Problem statement: Your task is to write out the lines from the line containing "Output the web" through the last line of the material, exactly.

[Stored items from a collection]

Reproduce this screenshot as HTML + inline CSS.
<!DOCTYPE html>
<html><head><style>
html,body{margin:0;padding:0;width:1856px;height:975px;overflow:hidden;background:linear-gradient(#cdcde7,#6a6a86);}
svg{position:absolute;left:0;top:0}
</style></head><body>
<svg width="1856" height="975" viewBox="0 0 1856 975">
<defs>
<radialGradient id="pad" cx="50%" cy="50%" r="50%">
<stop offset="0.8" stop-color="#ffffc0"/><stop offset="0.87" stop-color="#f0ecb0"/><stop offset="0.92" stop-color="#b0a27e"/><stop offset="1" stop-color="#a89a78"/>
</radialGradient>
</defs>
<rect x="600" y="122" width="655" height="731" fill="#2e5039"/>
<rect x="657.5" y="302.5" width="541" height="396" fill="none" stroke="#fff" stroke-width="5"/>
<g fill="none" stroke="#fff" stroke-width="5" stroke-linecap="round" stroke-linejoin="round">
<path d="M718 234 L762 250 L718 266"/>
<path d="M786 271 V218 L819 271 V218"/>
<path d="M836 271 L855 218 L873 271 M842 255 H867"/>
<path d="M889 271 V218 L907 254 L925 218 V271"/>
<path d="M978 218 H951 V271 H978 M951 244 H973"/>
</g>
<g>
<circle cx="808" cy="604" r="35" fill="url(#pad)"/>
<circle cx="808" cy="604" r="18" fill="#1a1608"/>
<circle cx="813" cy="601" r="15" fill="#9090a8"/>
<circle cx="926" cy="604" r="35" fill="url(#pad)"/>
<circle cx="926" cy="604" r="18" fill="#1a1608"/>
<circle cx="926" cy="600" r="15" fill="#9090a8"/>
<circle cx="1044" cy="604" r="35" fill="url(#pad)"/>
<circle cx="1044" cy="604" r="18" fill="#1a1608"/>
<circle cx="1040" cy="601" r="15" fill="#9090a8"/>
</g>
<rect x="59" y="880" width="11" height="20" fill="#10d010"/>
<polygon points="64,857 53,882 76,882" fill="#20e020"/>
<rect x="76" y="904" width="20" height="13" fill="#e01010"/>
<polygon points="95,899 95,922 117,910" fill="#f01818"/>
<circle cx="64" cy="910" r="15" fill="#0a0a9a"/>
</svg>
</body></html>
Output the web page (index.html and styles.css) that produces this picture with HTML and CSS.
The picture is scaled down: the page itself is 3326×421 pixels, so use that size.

Exercise result:
Output the web page (index.html and styles.css) that produces this picture with HTML and CSS.
The picture is scaled down: the page itself is 3326×421 pixels, so use that size.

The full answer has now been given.